> [TO DO]: Starting at the first line of the data, please print exactly those lines through the one that holds "string; time: string;", omitting every picture.

** START OF DATA LINES **

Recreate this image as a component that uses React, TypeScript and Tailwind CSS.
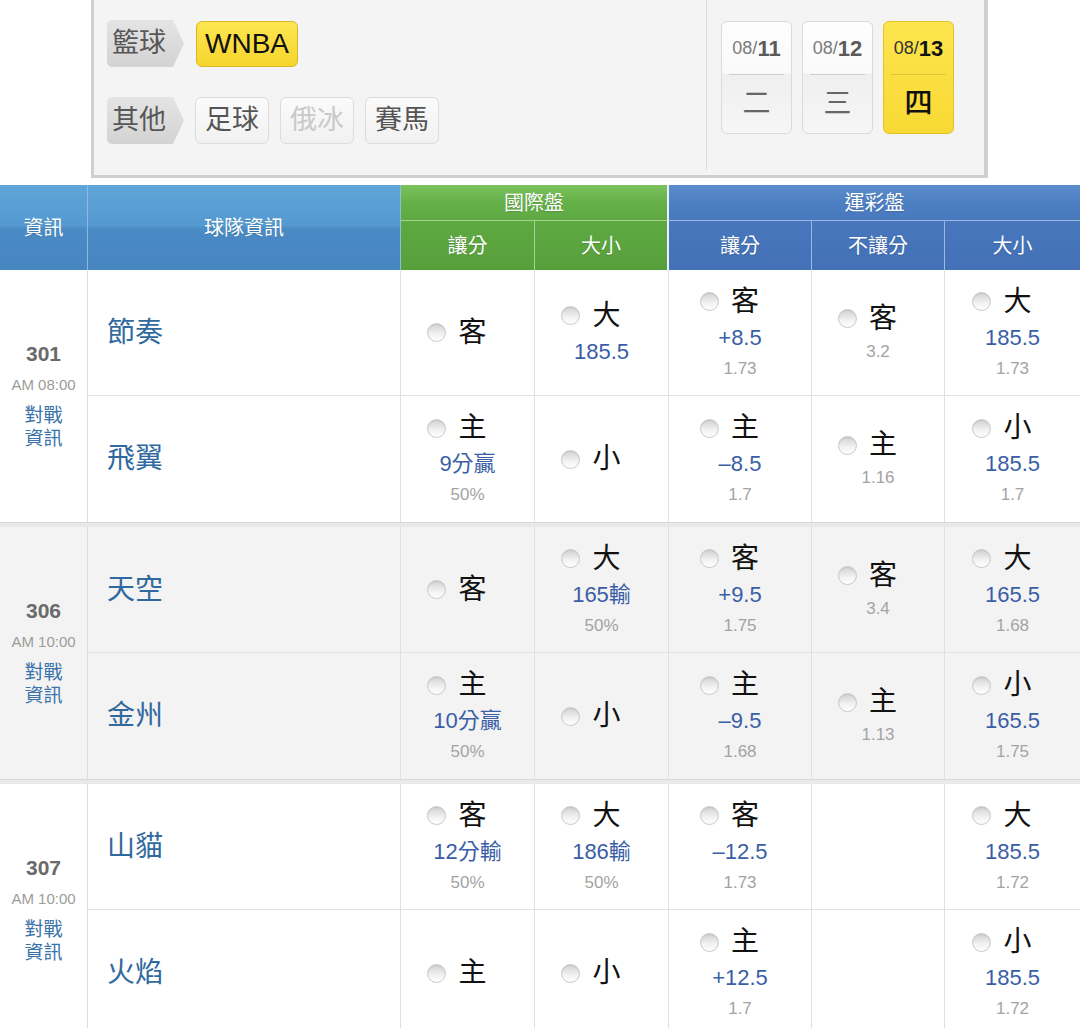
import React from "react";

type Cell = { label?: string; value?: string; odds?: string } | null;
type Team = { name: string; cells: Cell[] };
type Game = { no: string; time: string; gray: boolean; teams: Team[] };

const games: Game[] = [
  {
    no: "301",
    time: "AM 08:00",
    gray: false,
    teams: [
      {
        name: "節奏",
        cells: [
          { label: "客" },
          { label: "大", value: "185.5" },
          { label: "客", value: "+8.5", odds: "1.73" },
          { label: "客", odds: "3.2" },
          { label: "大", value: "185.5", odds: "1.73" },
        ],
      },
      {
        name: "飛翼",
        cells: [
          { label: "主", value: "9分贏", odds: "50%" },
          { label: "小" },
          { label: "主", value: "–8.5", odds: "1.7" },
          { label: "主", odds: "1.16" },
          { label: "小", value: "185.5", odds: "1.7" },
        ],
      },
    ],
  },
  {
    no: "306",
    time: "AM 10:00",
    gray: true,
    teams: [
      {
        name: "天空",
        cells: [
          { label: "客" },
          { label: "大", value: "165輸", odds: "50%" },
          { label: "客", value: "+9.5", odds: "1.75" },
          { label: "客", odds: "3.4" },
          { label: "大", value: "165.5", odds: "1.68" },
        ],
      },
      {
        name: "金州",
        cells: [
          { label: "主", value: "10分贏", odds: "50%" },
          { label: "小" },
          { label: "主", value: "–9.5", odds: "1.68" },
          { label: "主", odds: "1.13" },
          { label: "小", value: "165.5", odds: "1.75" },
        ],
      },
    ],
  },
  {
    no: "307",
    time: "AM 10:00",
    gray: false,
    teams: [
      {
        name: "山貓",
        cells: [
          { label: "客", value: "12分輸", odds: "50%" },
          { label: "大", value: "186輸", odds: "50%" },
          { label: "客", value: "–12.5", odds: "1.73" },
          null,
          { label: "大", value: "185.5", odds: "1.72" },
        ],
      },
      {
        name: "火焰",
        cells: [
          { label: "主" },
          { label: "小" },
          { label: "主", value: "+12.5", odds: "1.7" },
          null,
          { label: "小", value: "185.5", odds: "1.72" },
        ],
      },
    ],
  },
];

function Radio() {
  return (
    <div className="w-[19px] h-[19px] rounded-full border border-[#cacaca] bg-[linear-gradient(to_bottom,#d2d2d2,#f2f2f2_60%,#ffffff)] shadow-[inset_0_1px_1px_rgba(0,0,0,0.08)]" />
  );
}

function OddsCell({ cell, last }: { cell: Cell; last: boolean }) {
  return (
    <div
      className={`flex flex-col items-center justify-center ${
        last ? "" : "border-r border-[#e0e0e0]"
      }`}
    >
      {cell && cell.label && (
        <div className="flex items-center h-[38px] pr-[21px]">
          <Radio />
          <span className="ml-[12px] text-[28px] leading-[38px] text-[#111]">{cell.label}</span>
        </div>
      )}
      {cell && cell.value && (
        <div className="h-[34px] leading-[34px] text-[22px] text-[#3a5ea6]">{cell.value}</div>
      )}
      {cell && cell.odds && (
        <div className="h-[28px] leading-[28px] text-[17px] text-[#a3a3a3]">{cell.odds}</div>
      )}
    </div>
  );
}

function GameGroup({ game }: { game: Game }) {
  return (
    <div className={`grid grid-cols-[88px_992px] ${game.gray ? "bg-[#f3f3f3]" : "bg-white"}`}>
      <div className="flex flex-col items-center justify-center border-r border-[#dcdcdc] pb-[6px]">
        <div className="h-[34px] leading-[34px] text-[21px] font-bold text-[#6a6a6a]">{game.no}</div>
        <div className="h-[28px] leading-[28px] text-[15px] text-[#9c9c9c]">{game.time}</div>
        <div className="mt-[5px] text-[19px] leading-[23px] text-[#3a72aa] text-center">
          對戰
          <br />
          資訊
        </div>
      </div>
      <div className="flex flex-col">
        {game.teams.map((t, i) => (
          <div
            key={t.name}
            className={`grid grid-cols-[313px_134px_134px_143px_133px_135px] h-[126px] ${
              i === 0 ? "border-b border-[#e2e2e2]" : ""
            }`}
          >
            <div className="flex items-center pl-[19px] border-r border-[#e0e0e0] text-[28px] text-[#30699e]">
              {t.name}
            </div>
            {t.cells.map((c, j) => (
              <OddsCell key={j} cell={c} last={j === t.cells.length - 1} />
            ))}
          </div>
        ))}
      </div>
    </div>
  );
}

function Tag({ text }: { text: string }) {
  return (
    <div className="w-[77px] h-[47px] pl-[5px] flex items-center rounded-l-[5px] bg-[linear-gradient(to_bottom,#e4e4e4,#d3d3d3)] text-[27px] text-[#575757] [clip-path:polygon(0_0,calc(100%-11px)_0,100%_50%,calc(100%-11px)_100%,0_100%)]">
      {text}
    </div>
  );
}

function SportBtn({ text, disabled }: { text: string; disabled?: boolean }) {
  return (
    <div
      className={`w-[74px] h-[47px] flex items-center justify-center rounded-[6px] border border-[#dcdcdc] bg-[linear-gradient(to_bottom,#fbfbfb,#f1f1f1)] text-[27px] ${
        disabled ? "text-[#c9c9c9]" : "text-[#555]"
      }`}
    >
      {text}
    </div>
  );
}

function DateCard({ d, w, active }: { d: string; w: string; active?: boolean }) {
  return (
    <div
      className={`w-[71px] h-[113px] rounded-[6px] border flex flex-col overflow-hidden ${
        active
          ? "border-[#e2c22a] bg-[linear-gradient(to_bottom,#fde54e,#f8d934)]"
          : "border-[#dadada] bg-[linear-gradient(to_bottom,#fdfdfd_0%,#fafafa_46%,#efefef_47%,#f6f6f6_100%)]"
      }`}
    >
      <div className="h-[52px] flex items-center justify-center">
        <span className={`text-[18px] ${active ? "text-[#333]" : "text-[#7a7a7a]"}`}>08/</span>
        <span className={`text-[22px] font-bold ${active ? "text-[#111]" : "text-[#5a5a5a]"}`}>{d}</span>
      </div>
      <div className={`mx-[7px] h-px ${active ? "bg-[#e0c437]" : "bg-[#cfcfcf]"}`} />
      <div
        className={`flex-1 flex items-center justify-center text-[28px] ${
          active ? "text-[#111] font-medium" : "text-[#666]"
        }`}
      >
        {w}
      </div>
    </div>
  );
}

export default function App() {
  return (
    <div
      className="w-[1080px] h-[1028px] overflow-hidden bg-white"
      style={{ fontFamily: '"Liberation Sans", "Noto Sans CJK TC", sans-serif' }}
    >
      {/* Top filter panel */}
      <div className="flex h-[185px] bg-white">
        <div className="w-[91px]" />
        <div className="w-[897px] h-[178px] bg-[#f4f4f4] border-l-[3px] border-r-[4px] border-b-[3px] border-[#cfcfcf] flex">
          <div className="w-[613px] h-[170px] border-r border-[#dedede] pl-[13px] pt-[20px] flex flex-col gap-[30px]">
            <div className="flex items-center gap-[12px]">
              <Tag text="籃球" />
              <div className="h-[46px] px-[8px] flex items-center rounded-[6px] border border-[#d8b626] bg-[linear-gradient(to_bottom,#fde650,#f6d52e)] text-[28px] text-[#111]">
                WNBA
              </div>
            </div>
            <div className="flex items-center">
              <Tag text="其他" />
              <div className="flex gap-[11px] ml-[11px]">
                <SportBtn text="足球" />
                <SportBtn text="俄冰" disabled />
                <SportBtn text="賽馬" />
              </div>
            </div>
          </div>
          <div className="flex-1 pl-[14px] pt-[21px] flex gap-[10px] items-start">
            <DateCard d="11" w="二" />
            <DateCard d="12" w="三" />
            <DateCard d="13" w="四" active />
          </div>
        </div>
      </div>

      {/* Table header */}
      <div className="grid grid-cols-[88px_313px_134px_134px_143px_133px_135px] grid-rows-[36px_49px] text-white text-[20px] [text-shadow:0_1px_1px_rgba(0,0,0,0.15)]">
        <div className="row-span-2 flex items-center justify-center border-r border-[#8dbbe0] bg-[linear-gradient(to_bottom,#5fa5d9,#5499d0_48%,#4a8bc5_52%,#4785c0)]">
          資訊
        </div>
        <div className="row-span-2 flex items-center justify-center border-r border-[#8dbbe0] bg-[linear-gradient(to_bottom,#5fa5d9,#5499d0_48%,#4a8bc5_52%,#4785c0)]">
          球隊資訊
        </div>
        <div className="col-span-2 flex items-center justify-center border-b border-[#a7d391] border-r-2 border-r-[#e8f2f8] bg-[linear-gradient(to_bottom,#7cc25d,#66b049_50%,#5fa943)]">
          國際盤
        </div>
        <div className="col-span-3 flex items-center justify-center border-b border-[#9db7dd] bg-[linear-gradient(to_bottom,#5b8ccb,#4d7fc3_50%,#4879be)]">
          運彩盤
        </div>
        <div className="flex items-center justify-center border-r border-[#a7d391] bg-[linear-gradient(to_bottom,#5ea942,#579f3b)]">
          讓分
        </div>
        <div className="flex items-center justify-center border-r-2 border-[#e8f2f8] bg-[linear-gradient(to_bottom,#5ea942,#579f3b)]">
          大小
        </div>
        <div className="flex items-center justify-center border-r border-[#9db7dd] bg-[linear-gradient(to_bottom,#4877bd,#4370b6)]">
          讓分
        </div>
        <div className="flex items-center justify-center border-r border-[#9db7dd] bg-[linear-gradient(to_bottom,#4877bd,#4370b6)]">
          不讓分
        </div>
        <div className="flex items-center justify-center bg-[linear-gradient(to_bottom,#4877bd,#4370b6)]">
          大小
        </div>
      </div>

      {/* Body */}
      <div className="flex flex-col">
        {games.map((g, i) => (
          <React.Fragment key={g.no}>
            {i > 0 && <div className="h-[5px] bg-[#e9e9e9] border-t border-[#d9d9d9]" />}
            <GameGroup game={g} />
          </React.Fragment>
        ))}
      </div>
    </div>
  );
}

** END OF DATA LINES **

> [CORRECT OUTPUT]:
Recreate this image as a component that uses React, TypeScript and Tailwind CSS.
import React from "react";

type Cell = { label?: string; value?: string; odds?: string } | null;
type Team = { name: string; cells: Cell[] };
type Game = { no: string; time: string; gray: boolean; teams: Team[] };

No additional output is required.